Epps remembers her interest in education started with a presentation from education professor Tyrone Howard while attending a summer program at UCLA for community college transfers. When Howard presented some sobering numbers about how few Black and Brown students matriculate from community colleges into the University of California system, things clicked into place.

“That was the first time anyone had explained educational inequality based on race to me, and it provided a coherent explanation for my experiences," says Epps, who despite having taken music theory classes and working as a recording artist failed to get attention from more established music programs. “I now had a name and a lens for understanding for what I had experienced — structural racism — and it really blew my mind.”
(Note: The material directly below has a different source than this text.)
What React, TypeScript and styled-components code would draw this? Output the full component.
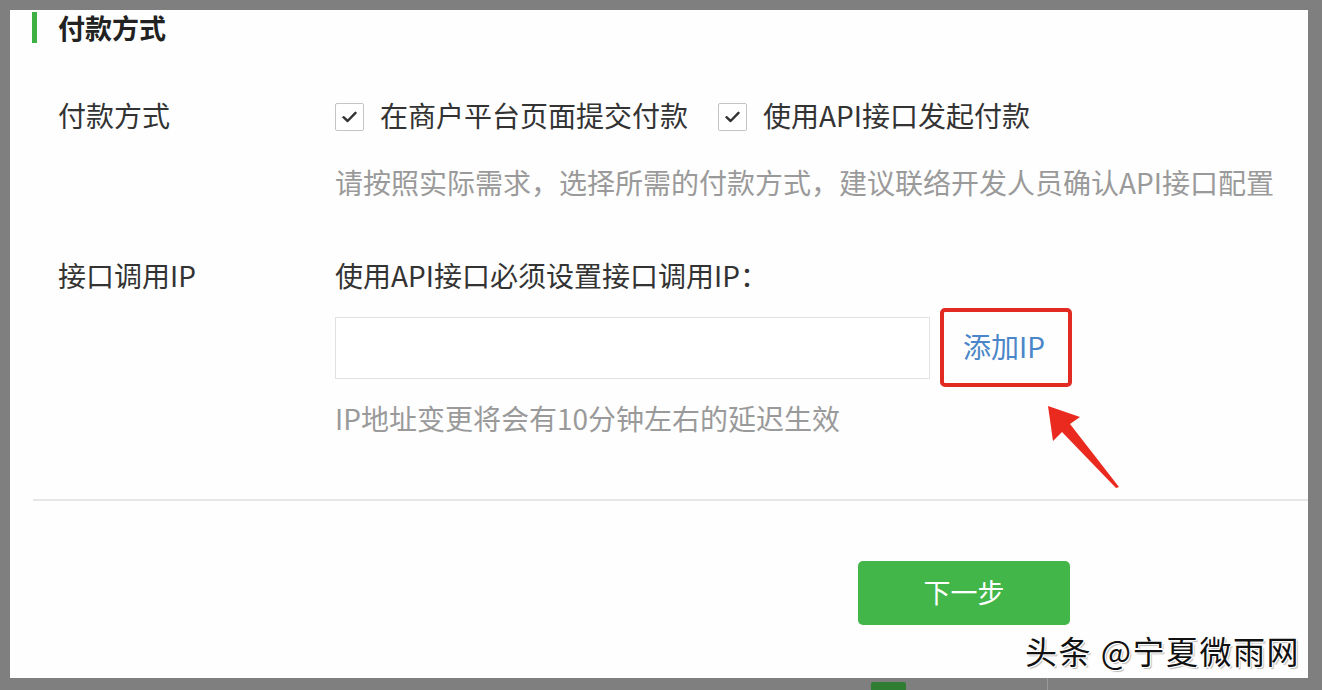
import React, { FC } from "react";
import styled, { createGlobalStyle } from "styled-components";

const GlobalStyle = createGlobalStyle`
  html, body {
    margin: 0;
    padding: 0;
    background: #7f7f7f;
    overflow: hidden;
  }
  body {
    font-family: "Noto Sans CJK SC", "Noto Sans", "Liberation Sans", sans-serif;
  }
`;

const CheckIcon: FC = () => (
  <svg width="15" height="12" viewBox="0 0 15 12" fill="none">
    <path d="M1.5 6.2 L5.6 10 L13.5 1.8" stroke="#333" strokeWidth="2.4" strokeLinecap="round" strokeLinejoin="round" />
  </svg>
);

const Checkbox: FC<{ label: string }> = ({ label }) => (
  <CheckItem>
    <Box>
      <CheckIcon />
    </Box>
    <span>{label}</span>
  </CheckItem>
);

export default function App() {
  return (
    <Page>
      <GlobalStyle />
      <Panel>
        <Title>
          <TitleBar />
          <span>{"付款方式"}</span>
        </Title>

        <Form>
          <Row>
            <Label>{"付款方式"}</Label>
            <Content>
              <Checks>
                <Checkbox label={"在商户平台页面提交付款"} />
                <Checkbox label={"使用API接口发起付款"} />
              </Checks>
              <Hint $top={27}>
                {"请按照实际需求，选择所需的付款方式，建议联络开发人员确认API接口配置"}
              </Hint>
            </Content>
          </Row>

          <Row $top={53}>
            <Label>{"接口调用IP"}</Label>
            <Content>
              <Line>{"使用API接口必须设置接口调用IP："}</Line>
              <InputRow>
                <Input />
                <AddLink>{"添加IP"}</AddLink>
                <Arrow width="100" height="100" viewBox="0 0 100 100">
                  <polygon points="18,13 50,24 40,31 89,94 86,95 32,39 23,48" fill="#ea2a1f" />
                </Arrow>
              </InputRow>
              <Hint $top={11}>{"IP地址变更将会有10分钟左右的延迟生效"}</Hint>
            </Content>
          </Row>
        </Form>

        <Divider />

        <Footer>
          <NextButton>{"下一步"}</NextButton>
        </Footer>

        <Watermark>{"头条 @宁夏微雨网"}</Watermark>
      </Panel>
      <BottomStrip>
        <GreenTab />
        <StripLine />
      </BottomStrip>
    </Page>
  );
}

const Page = styled.div`
  width: 1322px;
  height: 690px;
  padding: 10px 14px 0 10px;
  box-sizing: border-box;
  background: #7f7f7f;
`;

const Panel = styled.div`
  position: relative;
  height: 668px;
  background: #fefefe;
  box-sizing: border-box;
  padding-top: 2px;
`;

const Title = styled.div`
  display: flex;
  align-items: center;
  gap: 21px;
  height: 31px;
  margin-left: 22px;
  font-size: 27px;
  font-weight: 700;
  color: #222;
`;

const TitleBar = styled.div`
  width: 5px;
  height: 31px;
  background: #3cb043;
`;

const Form = styled.div`
  padding-left: 48px;
  margin-top: 52px;
  font-size: 28px;
  line-height: 40px;
  color: #333;
`;

const Row = styled.div<{ $top?: number }>`
  display: grid;
  grid-template-columns: 277px 1fr;
  margin-top: ${(p) => p.$top ?? 0}px;
`;

const Label = styled.div`
  color: #333;
`;

const Content = styled.div`
  display: flex;
  flex-direction: column;
`;

const Checks = styled.div`
  display: flex;
  align-items: center;
  gap: 30px;
`;

const CheckItem = styled.label`
  display: flex;
  align-items: center;
  gap: 16px;
`;

const Box = styled.span`
  display: flex;
  align-items: center;
  justify-content: center;
  width: 29px;
  height: 28px;
  margin-top: 4px;
  box-sizing: border-box;
  border: 1px solid #c4c4c4;
  border-radius: 2px;
  background: #fff;
`;

const Hint = styled.div<{ $top: number }>`
  margin-top: ${(p) => p.$top}px;
  color: #9a9a9a;
  white-space: nowrap;
`;

const Line = styled.div`
  color: #333;
`;

const InputRow = styled.div`
  position: relative;
  display: flex;
  align-items: center;
  gap: 10px;
  margin-top: 13px;
`;

const Input = styled.div`
  width: 595px;
  height: 62px;
  box-sizing: border-box;
  border: 1px solid #e2e2e2;
  background: #fff;
`;

const AddLink = styled.a`
  display: flex;
  align-items: center;
  width: 132px;
  height: 79px;
  box-sizing: border-box;
  padding: 0 0 3px 19px;
  border: 4px solid #e12a22;
  border-radius: 5px;
  color: #4a86c8;
  cursor: pointer;
`;

const Arrow = styled.svg`
  position: absolute;
  left: 695px;
  top: 85px;
`;

const Divider = styled.div`
  height: 2px;
  margin: 61px 0 0 23px;
  background: #e6e6e6;
`;

const Footer = styled.div`
  display: flex;
  padding-left: 848px;
  margin-top: 60px;
`;

const NextButton = styled.button`
  width: 212px;
  height: 64px;
  padding-bottom: 4px;
  border: none;
  border-radius: 5px;
  background: #42b649;
  color: #fff;
  font-family: inherit;
  font-size: 27px;
  cursor: pointer;
`;

const Watermark = styled.div`
  position: absolute;
  right: 8px;
  bottom: 8px;
  font-size: 32px;
  line-height: 40px;
  letter-spacing: 1.5px;
  color: #111;
  text-shadow: 1px 1px 0 #fff, -1px -1px 0 #fff, 1px -1px 0 #fff, -1px 1px 0 #fff, 2px 2px 1px #bbb;
`;

const BottomStrip = styled.div`
  display: flex;
  align-items: flex-end;
  height: 12px;
  padding-left: 861px;
`;

const GreenTab = styled.div`
  width: 35px;
  height: 8px;
  border-radius: 2px 2px 0 0;
  background: #2f7d32;
`;

const StripLine = styled.div`
  width: 1px;
  height: 12px;
  margin-left: 141px;
  background: #9a9a9a;
`;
Epps went on to earn her bachelor’s in communications at UCLA, studying racism and sexism in the music industry. Her work, for example, revealed that hip hop music promoted by record labels often was more violent than the songs that gained popularity organically online. Much of what she learned helped her further reflect on her own experiences, and she discovered a passion for battling educational inequality and helping young people, especially people of color, develop as artists and students. 

Her goal now, Epps says, is improving the online experience for everyone by giving those most vulnerable the tools to overcome systems not designed with them in mind.

“I went through adolescence experiencing racism and sexism but didn’t necessarily have the framework, the tools to understand and heal from my experiences,” Epps says. “How can I prevent that from happening to other kids of color?”

It’s an instinct that’s served her well as both a researcher and educator, studying machine learning while also designing and teaching courses based on her own work. That also means working past the established rhetoric about how to diversify tech spaces. It’s not just enough to say more women or Black people should be involved in STEM, for example, if the structures that create the internet and the systems that rely upon it are built using the same status quo that’s created other forms of structuralized racism.

“The experiences of marginalized people using these products isn’t centered so there are all kinds of problems when we use them that may or may not be taken seriously by the people who develop the tools,” explains Epps. “I think trying to implement all these proposed solutions developed by people who don’t have to actually experience the barriers has been unsuccessful because it’s clear that the issues run deeper. The narrative that marginalized people are not striving hard enough is false.”

Much of Epps’ career has seen her move between worlds. While her music streams on Spotify she’s also worked there, taking on a visiting research fellowship to study how the company’s algorithmic recommendation system selects artists based on gender. She’s researched how people of color are impacted by digital environments and are shaped by algorithms and discovered the real-world challenges behind the scenes with funding and developing projects as a woman in tech. Epps characterizes herself as both an insider and an outsider, taking knowledge from one world and applying it to another.  

“I think it goes back to being a biracial kid and being the darkest kid in a family of mostly white-passing people,” said Epps. “I always kind of jump in and out of being the subject and the object, the insider and the outsider. And so, it’s always been in my nature to try to understand things from both perspectives. I’m just drawn to doing that.”